Publ: Crawler mitigations

Last updated:

In this day and age it’s necessary to have mitigations in place to prevent badly-behaving web crawlers from taking down every single website. Both legitimate search bots and things like AI/LLM crawlers do a bunch of nasty tricks to try to extract as much detail as possible from a website, even when signals are present to indicate which pages are worth crawling.

This recipe is a starting point for implementing a simple “sentience check” into Publ websites, which has shown itself to be just as effective as more heavyweight options such as Anubis or Cloudflare’s “managed challenge” CAPTCHA. Setting it up is pretty simple:

  1. Add the user-agents package to your environment (typically with poetry add user-agents)
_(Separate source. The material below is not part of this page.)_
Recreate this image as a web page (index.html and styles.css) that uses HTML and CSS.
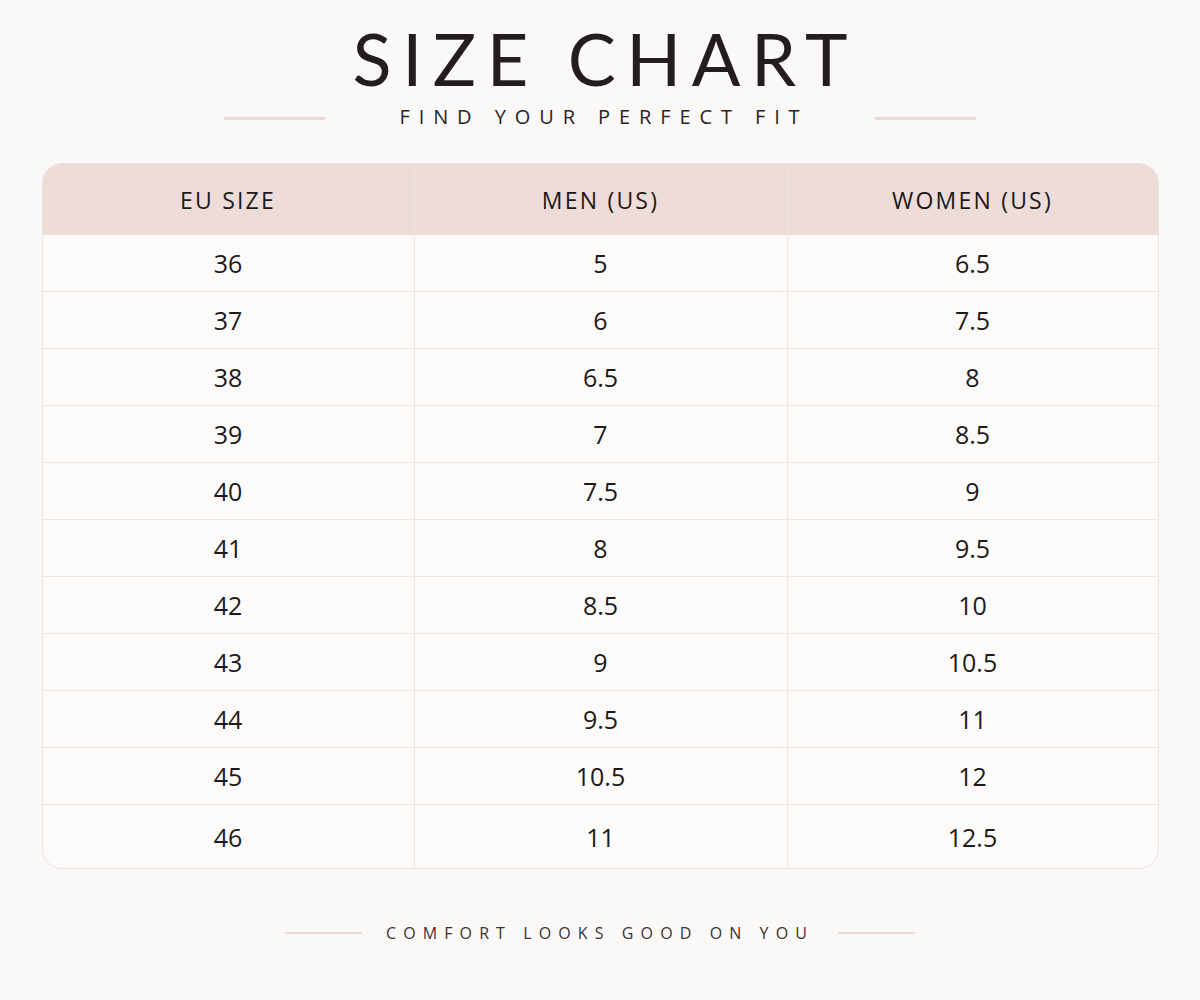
FILE: index.html
```html
<!DOCTYPE html>
<html>
<head>
<meta charset="utf-8">
<link rel="stylesheet" href="styles.css">
</head>
<body>
<div class="page">
  <header class="head">
    <h1 class="title">SIZE CHART</h1>
    <div class="sub-row">
      <span class="rule rule-top"></span>
      <span class="subtitle">FIND YOUR PERFECT FIT</span>
      <span class="rule rule-top"></span>
    </div>
  </header>
  <div class="table">
    <div class="row hrow">
      <div class="cell">EU SIZE</div>
      <div class="cell">MEN (US)</div>
      <div class="cell">WOMEN (US)</div>
    </div>
    <div class="row"><div class="cell">36</div><div class="cell">5</div><div class="cell">6.5</div></div>
    <div class="row"><div class="cell">37</div><div class="cell">6</div><div class="cell">7.5</div></div>
    <div class="row"><div class="cell">38</div><div class="cell">6.5</div><div class="cell">8</div></div>
    <div class="row"><div class="cell">39</div><div class="cell">7</div><div class="cell">8.5</div></div>
    <div class="row"><div class="cell">40</div><div class="cell">7.5</div><div class="cell">9</div></div>
    <div class="row"><div class="cell">41</div><div class="cell">8</div><div class="cell">9.5</div></div>
    <div class="row"><div class="cell">42</div><div class="cell">8.5</div><div class="cell">10</div></div>
    <div class="row"><div class="cell">43</div><div class="cell">9</div><div class="cell">10.5</div></div>
    <div class="row"><div class="cell">44</div><div class="cell">9.5</div><div class="cell">11</div></div>
    <div class="row"><div class="cell">45</div><div class="cell">10.5</div><div class="cell">12</div></div>
    <div class="row last"><div class="cell">46</div><div class="cell">11</div><div class="cell">12.5</div></div>
  </div>
  <footer class="foot">
    <span class="rule rule-foot"></span>
    <span class="tagline">COMFORT LOOKS GOOD ON YOU</span>
    <span class="rule rule-foot"></span>
  </footer>
</div>
</body>
</html>
```
FILE: styles.css
```css
html, body {
  margin: 0;
  padding: 0;
  background: #faf9f8;
}
body {
  font-family: "Open Sans", "Noto Sans", sans-serif;
  color: #221c1c;
}
.page {
  width: 1200px;
  height: 1000px;
  display: flex;
  flex-direction: column;
  align-items: center;
}
.head {
  display: flex;
  flex-direction: column;
  align-items: center;
  padding-top: 15px;
}
.title {
  margin: 0;
  font-family: "Lato", "Open Sans", sans-serif;
  font-weight: 400;
  font-size: 72px;
  line-height: 87px;
  letter-spacing: 10.5px;
  padding-left: 10.5px;
  color: #231d1e;
}
.sub-row {
  display: flex;
  align-items: center;
  gap: 66px;
  height: 30px;
}
.subtitle {
  font-size: 20px;
  letter-spacing: 8.9px;
  line-height: 28px;
  color: #2a2324;
  padding-left: 8px;
}
.rule {
  display: block;
  background: #ecd9d6;
}
.rule-top {
  width: 101px;
  height: 3px;
  margin-top: 2px;
}
.table {
  margin-top: 31px;
  width: 1115px;
  border: 1px solid #ede2e0;
  border-radius: 20px;
  overflow: hidden;
  background: #fcfbfa;
}
.row {
  display: grid;
  grid-template-columns: 372px 373px 1fr;
  height: 56px;
  border-bottom: 1px solid #efe6e4;
}
.row.last {
  height: 63px;
  border-bottom: none;
}
.hrow {
  height: 71px;
  background: #eedcd8;
  border-bottom: none;
}
.cell {
  display: flex;
  align-items: center;
  justify-content: center;
  font-size: 25px;
  color: #1d1819;
  border-right: 1px solid #efe6e4;
}
.cell:last-child {
  border-right: none;
}
.hrow .cell {
  font-size: 23px;
  letter-spacing: 2.2px;
  border-right-color: #f3e7e4;
  padding-top: 1px;
}
.foot {
  display: flex;
  align-items: center;
  gap: 24px;
  margin-top: 53px;
}
.rule-foot {
  width: 77px;
  height: 2px;
}
.tagline {
  font-size: 16px;
  letter-spacing: 7.1px;
  color: #3a3334;
}
```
  2. Add the following functions to your app.py:

    app.py
    @app.before_request
    def antiscraper():
        """ If something looks like a scraper, give it a sentience check """
        import flask
        import user_agents
        import werkzeug.exceptions
    
        # Logged-in users have passed the test already
        if publ.user.get_active():
            return
    
        # Users with an 'sid' cookie have passed the test already
        if flask.session.get('sid'):
            return
    
        # Send possible crawlers to the sentience test
        # Initial score: number of items in the GET arguments
        score = len(list(flask.request.args.items(True)))
    
        # add any other custom signals to the score
    
        if score > 2:
            raise werkzeug.exceptions.TooManyRequests("Sentience test")
    
        return
    
    @app.route('/_zuul', methods=['POST'])
    def gatekeeper():
        """ Sentience check callback """
        import datetime
        import flask
    
        redir = flask.request.form['redir']
        LOGGER.info(f"redirecting to {redir}")
        flask.session['sid'] = datetime.datetime.now()
        return flask.redirect(f'{redir}', code=303)
    
  3. Add the following template as templates/429.html:

    templates/429.html
    <!DOCTYPE html>
    <html><head><title>Sentience test</title>
    <script>
    window.addEventListener("load", () => {
        document.forms['proxy'].submit();
    });
    </script>
    </head>
    <body>
    <h1>Sentience check</h1>
    
    <form method="POST" id="proxy" action="{{url_for('gatekeeper')}}">
        <input type="hidden" name="redir" value="{{request.full_path}}">
        <input type="submit" value="I'm actually here">
    </form>
    </body>
    </html>
    

Out of the box, this will present a sentience check to anyone who is exhibiting basic bad-crawler behavior, which will be skipped for anything that has a cookie indicating that the test has previously been passed. For folks running browsers with JavaScript the test should automatically pass, as well.